We assist and help RL owners work through their glass claims, walking you through the information your insurer needs and coordinating the replacement so the process is smooth. We coordinate with your insurer and handle the glass-side paperwork to keep your replacement moving. If you are selling, sorting the glass through insurance can mean you hand over a flawless windshield at little or no out-of-pocket expense, which is the best of both outcomes: a stronger sale and a smaller bill.

Making the Smart Call for Your RL

The Acura RL was engineered as a quiet, composed luxury sedan, and its glass is part of that identity. Acoustic lamination, integrated sensors, and a clean factory finish all contribute to the impression of a car that was built well and kept well. When the windshield is damaged, that impression cracks along with it, and the people deciding what to pay you notice immediately.

The math tends to favor handling the glass before you sell. An unrepaired crack draws attention, invites an oversized discount, and hands the buyer a reason to question everything else about the car. A documented, OEM-quality replacement, installed correctly with attention to the RL's specific features, quietly removes all of that. It keeps the conversation on the car's strengths and lets the offer reflect the vehicle's real condition rather than a single visible flaw.

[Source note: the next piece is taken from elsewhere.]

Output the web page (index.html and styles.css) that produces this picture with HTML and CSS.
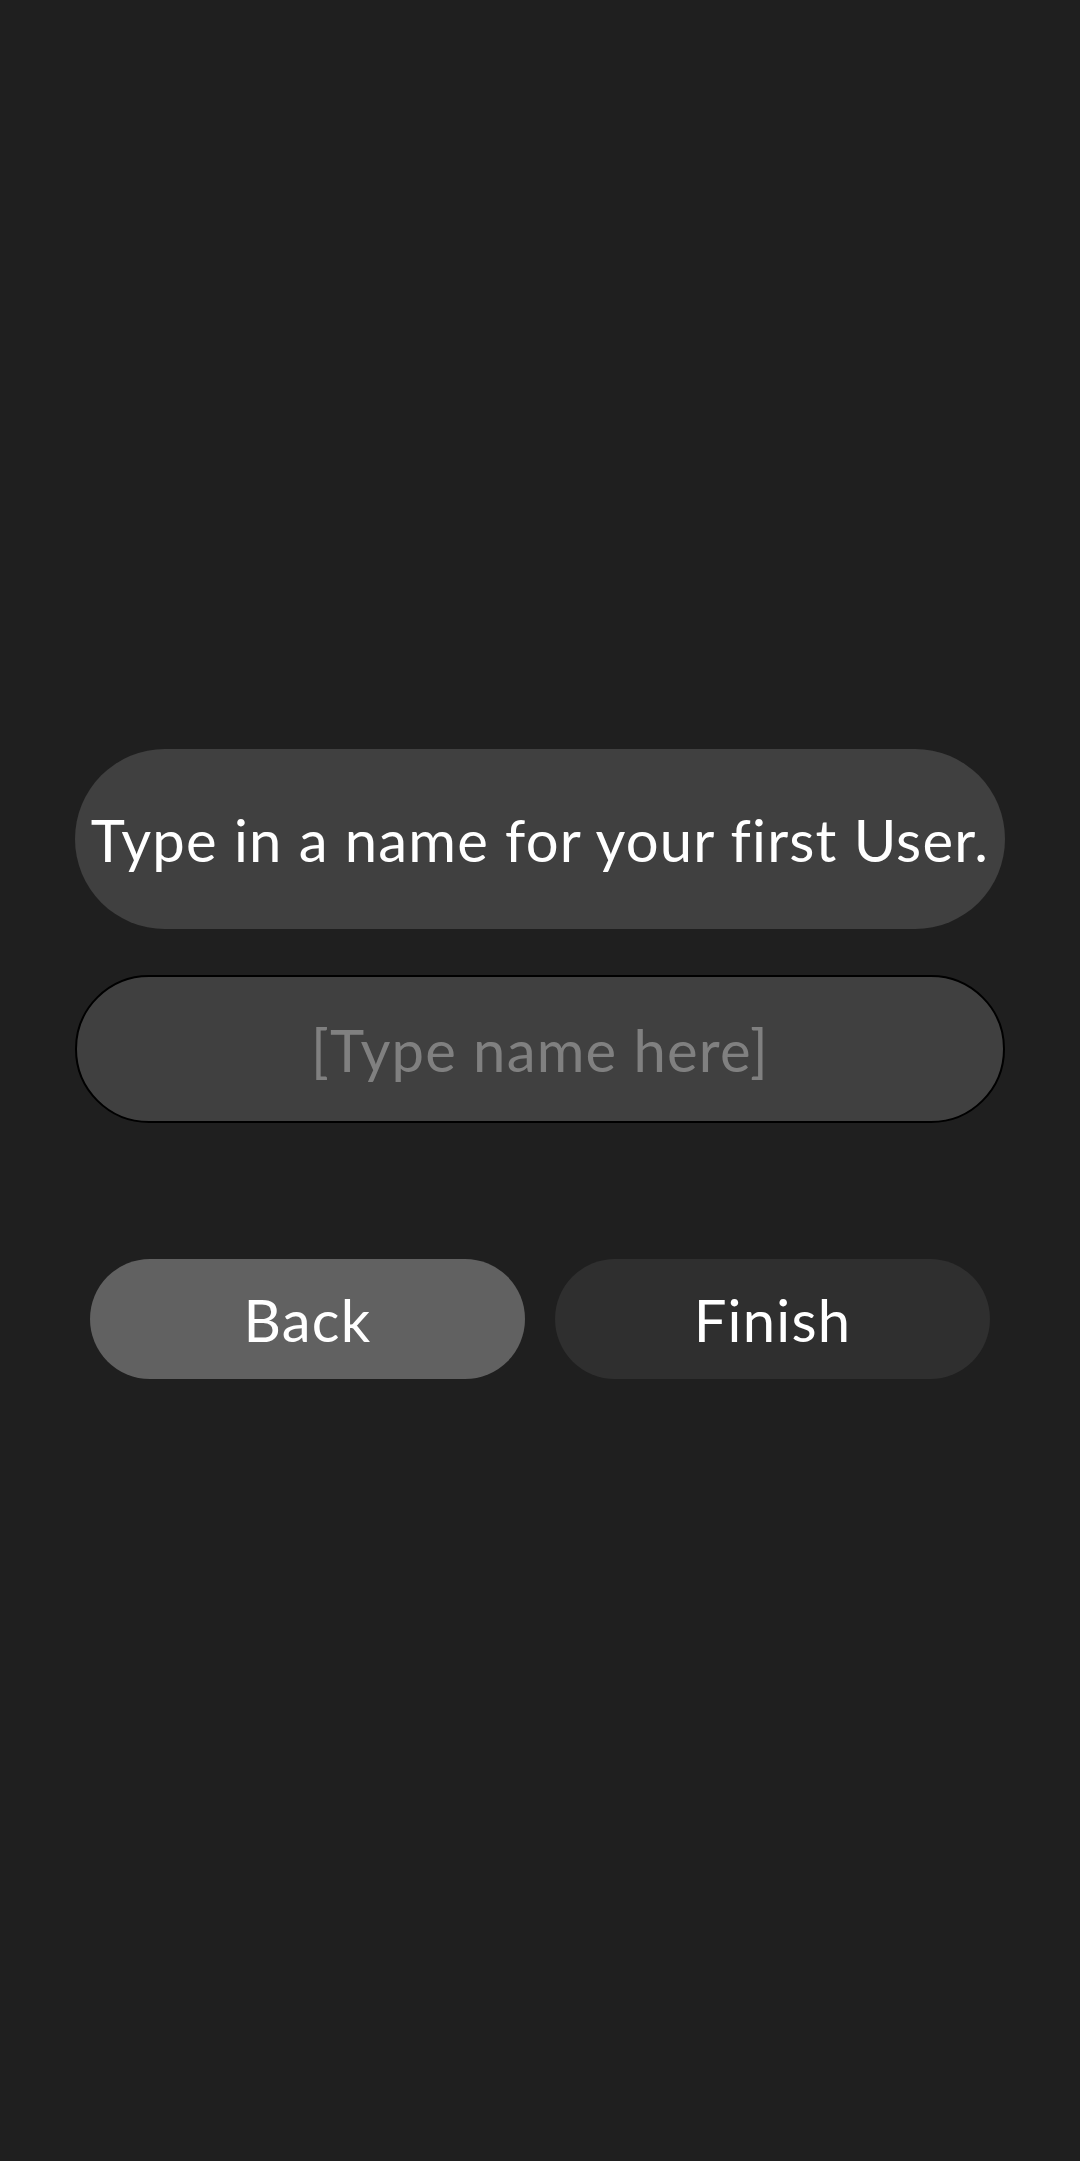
FILE: index.html
```html
<!DOCTYPE html>
<html>
<head>
<meta charset="utf-8">
<link rel="stylesheet" href="styles.css">
</head>
<body>
<main class="screen">
  <div class="prompt">Type in a name for your first User.</div>
  <input class="name-input" type="text" placeholder="[Type name here]">
  <div class="actions">
    <button class="btn btn-back">Back</button>
    <button class="btn btn-finish">Finish</button>
  </div>
</main>
</body>
</html>
```
FILE: styles.css
```css
html, body {
  margin: 0;
  padding: 0;
  background: #1f1f1f;
}
.screen {
  box-sizing: border-box;
  width: 1080px;
  height: 2161px;
  padding: 749px 75px 0 75px;
  display: flex;
  flex-direction: column;
  font-family: Lato, "Noto Sans", sans-serif;
  letter-spacing: 1.2px;
}
.prompt {
  height: 180px;
  border-radius: 90px;
  background: #404040;
  color: #ffffff;
  font-size: 58px;
  display: flex;
  align-items: center;
  justify-content: center;
  white-space: nowrap;
}
.name-input {
  box-sizing: border-box;
  margin-top: 46px;
  height: 148px;
  width: 100%;
  border: 2px solid #000000;
  border-radius: 74px;
  background: #404040;
  color: #ffffff;
  font-family: inherit;
  letter-spacing: inherit;
  font-size: 58px;
  text-align: center;
  outline: none;
  padding: 0 20px;
}
.name-input::placeholder {
  color: #808080;
  opacity: 1;
}
.actions {
  margin-top: 136px;
  padding: 0 15px;
  display: flex;
  gap: 30px;
}
.btn {
  flex: 1;
  height: 120px;
  border: none;
  border-radius: 60px;
  color: #ffffff;
  font-family: inherit;
  letter-spacing: inherit;
  font-size: 58px;
  padding: 0;
}
.btn-back {
  background: #616161;
}
.btn-finish {
  background: #2f2f2f;
}
```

If you are preparing your RL to sell or trade in across Arizona or Florida, treat the windshield as part of your prep list, not an afterthought. A short mobile appointment at your home or workplace, scheduled before you photograph and list, can protect a meaningful share of the value you have spent years maintaining. Clear glass, clean documentation, and a car presented with confidence make for a stronger sale, and they spare you the awkward moment of watching a buyer point at the windshield and start subtracting.